JOB: Check each line of the entries below for the string "with"; copy every line where it appears.

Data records

------------------------------------------------

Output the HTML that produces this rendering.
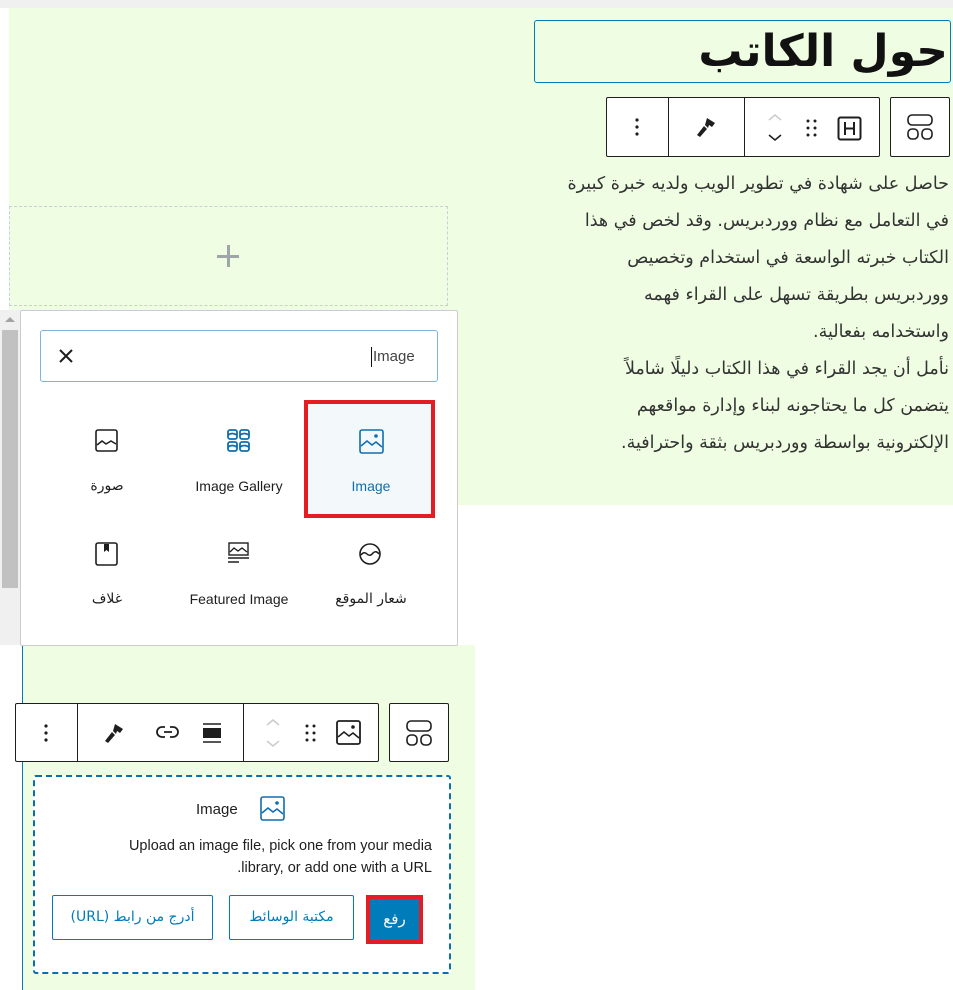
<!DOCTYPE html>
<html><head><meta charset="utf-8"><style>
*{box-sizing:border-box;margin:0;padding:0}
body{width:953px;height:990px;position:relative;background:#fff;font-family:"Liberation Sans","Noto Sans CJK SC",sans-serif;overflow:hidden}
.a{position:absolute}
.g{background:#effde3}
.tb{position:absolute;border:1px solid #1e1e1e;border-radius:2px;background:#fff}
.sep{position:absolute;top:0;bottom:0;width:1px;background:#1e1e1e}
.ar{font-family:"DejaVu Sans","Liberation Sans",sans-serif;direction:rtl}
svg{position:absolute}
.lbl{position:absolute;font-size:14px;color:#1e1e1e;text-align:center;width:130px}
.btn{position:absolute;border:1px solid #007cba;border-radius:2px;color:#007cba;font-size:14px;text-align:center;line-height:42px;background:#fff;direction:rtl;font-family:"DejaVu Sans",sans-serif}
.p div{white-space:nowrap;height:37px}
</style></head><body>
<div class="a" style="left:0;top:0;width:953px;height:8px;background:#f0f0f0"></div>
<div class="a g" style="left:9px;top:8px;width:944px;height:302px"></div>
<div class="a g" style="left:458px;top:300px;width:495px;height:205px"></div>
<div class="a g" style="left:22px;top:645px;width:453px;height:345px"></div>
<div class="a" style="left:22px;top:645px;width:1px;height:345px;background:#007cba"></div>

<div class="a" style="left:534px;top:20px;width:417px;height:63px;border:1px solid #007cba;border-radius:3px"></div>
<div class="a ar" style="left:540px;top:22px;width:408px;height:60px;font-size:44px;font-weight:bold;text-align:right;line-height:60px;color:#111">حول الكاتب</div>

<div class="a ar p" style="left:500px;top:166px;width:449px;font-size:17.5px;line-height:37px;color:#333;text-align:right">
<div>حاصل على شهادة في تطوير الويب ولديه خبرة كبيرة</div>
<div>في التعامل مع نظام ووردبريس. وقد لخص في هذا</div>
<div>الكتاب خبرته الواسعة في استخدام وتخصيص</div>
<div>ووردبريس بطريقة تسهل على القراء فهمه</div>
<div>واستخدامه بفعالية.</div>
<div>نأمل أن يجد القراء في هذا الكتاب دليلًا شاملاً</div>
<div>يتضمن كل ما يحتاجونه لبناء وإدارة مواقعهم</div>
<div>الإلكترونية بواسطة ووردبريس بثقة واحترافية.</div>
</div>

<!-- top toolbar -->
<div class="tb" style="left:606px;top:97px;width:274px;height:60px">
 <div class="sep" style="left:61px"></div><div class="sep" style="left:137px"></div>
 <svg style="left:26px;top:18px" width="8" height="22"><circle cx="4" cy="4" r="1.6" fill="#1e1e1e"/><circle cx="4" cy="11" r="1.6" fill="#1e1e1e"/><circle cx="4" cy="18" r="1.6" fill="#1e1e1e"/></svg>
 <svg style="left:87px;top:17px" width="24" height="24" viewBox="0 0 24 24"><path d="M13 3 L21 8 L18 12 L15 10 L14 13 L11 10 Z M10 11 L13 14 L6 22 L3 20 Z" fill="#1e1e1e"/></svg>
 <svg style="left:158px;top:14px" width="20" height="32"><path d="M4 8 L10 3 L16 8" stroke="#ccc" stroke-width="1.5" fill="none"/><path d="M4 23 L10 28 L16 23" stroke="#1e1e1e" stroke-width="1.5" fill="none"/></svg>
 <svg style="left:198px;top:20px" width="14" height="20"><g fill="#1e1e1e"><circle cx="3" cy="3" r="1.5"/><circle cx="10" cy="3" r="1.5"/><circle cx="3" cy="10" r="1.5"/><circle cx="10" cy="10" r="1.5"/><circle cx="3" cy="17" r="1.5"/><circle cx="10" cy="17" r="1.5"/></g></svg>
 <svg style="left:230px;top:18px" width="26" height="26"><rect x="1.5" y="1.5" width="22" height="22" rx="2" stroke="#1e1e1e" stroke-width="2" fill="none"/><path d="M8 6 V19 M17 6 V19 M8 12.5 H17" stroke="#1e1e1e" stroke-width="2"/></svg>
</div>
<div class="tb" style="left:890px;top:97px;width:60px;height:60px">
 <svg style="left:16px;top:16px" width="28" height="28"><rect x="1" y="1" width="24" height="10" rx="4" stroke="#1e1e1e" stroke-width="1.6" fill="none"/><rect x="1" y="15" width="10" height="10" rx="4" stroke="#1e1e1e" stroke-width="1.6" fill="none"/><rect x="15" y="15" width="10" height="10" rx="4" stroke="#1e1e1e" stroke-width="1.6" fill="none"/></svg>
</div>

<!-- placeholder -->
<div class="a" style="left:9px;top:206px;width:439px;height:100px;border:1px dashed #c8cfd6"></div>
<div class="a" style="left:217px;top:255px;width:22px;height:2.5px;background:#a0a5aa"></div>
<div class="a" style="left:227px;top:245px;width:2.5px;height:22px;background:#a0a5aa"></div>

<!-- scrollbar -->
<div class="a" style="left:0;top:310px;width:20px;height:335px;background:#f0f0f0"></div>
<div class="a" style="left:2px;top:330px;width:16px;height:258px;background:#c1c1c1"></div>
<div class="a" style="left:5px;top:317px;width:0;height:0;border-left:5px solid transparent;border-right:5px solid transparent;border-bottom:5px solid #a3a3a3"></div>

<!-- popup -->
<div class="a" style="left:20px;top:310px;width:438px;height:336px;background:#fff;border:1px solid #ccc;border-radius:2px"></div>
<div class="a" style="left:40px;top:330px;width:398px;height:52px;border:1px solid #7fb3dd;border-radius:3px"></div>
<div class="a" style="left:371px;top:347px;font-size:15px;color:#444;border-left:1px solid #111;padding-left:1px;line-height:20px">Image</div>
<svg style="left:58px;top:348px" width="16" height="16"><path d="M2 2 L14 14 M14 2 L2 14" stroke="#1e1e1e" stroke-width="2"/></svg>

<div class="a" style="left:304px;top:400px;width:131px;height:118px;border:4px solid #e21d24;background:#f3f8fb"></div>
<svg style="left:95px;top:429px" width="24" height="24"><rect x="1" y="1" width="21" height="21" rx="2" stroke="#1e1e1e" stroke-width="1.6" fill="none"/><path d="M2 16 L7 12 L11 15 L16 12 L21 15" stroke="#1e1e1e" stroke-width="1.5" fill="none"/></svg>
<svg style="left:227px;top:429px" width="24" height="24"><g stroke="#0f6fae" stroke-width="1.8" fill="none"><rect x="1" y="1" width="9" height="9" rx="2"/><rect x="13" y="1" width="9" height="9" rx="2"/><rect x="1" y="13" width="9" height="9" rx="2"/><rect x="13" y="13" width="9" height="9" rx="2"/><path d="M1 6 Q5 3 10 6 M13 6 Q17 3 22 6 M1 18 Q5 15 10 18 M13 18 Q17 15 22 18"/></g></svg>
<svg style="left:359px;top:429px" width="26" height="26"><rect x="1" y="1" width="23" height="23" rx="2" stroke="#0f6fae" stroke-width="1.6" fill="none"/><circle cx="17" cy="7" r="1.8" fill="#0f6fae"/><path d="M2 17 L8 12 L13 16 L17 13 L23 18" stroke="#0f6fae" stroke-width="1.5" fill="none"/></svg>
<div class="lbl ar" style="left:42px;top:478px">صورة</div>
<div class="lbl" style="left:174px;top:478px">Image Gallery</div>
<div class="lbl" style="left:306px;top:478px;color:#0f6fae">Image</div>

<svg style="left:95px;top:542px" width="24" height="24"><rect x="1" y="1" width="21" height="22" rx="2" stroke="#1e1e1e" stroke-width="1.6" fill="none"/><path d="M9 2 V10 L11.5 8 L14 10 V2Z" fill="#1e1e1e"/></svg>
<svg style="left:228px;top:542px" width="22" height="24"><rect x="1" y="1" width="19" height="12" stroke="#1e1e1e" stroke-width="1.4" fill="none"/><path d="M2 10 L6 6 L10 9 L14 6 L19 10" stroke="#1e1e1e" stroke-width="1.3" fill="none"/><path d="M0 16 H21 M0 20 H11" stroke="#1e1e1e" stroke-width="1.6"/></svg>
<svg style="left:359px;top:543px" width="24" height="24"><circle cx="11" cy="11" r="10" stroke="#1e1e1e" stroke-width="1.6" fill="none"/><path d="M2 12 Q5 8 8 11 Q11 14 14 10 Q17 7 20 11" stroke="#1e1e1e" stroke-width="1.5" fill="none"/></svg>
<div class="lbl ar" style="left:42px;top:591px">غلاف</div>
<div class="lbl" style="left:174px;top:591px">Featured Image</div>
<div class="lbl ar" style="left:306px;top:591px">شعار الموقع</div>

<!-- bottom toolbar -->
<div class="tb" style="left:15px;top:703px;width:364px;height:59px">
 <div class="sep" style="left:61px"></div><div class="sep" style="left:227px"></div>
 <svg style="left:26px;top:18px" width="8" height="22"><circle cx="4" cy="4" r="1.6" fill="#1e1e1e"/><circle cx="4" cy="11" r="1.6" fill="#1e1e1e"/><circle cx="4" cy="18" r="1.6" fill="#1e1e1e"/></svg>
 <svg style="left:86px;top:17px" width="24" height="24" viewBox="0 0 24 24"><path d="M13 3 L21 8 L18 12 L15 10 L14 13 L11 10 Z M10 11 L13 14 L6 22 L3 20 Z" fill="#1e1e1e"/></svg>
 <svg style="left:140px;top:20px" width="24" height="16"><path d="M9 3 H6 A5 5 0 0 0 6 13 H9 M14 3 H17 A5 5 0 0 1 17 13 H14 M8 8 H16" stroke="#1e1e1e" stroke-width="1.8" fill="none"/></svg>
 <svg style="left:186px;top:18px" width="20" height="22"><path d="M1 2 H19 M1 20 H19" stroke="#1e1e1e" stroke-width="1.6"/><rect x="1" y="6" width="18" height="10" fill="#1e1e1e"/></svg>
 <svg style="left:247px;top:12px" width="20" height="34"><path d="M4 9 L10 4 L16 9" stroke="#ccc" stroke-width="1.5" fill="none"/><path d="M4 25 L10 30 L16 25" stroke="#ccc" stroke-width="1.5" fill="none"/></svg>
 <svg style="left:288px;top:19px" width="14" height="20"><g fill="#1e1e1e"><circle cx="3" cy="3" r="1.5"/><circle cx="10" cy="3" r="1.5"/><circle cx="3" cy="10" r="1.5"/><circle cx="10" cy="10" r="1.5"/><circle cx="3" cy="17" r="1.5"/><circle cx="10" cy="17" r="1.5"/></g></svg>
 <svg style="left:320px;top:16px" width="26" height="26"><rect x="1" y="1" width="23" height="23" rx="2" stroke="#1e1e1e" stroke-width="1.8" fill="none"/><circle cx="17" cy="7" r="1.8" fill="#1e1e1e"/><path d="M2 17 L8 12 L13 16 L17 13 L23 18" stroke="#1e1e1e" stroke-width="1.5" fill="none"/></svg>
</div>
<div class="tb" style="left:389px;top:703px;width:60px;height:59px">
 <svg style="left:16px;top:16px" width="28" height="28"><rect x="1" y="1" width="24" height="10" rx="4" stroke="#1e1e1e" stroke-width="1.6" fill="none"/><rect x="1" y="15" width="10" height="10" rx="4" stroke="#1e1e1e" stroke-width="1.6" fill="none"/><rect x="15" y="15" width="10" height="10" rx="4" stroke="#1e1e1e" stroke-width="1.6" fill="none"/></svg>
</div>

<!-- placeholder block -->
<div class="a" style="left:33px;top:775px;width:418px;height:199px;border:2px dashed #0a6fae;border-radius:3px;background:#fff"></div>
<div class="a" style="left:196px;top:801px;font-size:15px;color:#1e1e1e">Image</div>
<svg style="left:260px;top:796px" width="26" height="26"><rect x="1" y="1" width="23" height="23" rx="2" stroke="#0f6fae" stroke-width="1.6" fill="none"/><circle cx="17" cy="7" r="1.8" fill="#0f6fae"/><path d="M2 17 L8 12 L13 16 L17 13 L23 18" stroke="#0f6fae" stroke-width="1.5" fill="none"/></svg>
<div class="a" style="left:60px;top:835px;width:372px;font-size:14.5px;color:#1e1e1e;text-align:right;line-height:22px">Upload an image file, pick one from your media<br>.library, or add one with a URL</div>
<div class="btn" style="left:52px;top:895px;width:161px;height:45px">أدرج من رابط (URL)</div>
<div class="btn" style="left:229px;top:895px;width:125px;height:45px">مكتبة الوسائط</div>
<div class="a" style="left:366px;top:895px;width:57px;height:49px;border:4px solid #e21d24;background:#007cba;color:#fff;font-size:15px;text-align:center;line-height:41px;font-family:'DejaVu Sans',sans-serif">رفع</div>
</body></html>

------------------------------------------------

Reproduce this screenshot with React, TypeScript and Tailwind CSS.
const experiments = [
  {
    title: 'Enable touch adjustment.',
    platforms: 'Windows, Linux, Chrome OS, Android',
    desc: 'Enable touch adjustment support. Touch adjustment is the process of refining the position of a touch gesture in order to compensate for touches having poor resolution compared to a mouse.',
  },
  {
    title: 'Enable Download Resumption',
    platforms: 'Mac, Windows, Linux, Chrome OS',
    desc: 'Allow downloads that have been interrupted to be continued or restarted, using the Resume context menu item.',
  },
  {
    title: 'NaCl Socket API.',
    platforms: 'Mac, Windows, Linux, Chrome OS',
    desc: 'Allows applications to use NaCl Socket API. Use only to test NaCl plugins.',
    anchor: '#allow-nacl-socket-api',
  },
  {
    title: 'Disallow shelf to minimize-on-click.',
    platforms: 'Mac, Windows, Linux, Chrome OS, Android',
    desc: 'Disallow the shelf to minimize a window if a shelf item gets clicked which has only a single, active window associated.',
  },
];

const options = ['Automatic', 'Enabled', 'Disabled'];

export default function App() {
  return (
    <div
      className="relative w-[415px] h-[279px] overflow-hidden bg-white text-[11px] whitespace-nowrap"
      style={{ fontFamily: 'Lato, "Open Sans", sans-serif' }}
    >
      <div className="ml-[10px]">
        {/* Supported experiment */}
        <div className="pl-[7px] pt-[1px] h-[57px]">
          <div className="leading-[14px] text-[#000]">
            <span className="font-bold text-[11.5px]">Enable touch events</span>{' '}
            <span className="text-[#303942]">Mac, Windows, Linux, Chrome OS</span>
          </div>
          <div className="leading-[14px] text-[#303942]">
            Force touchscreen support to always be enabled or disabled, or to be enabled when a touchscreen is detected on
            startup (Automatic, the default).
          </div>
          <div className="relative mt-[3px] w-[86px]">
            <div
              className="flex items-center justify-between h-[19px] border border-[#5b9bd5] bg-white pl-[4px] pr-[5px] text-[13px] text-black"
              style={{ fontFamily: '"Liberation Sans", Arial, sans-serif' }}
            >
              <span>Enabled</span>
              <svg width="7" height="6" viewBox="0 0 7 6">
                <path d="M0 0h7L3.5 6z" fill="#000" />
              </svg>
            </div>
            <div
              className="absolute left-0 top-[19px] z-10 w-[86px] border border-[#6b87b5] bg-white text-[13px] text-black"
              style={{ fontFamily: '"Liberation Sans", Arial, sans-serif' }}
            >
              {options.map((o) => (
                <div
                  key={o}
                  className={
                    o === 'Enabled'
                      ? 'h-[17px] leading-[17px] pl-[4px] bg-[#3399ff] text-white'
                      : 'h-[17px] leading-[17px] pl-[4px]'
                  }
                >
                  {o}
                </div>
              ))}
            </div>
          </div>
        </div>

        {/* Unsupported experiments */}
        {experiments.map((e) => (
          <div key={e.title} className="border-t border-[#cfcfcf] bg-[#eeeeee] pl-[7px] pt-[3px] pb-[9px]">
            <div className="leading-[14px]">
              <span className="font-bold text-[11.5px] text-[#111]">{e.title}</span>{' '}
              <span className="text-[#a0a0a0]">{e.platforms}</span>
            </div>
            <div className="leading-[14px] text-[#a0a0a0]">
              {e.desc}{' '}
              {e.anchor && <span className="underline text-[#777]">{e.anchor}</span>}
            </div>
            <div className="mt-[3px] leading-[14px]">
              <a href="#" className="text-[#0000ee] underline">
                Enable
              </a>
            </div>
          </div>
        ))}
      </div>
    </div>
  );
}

------------------------------------------------

SOLUTION TO THE EXERCISE:
<div class="a" style="left:60px;top:835px;width:372px;font-size:14.5px;color:#1e1e1e;text-align:right;line-height:22px">Upload an image file, pick one from your media<br>.library, or add one with a URL</div>
Reproduce this screenshot with React, TypeScript and Tailwind CSS.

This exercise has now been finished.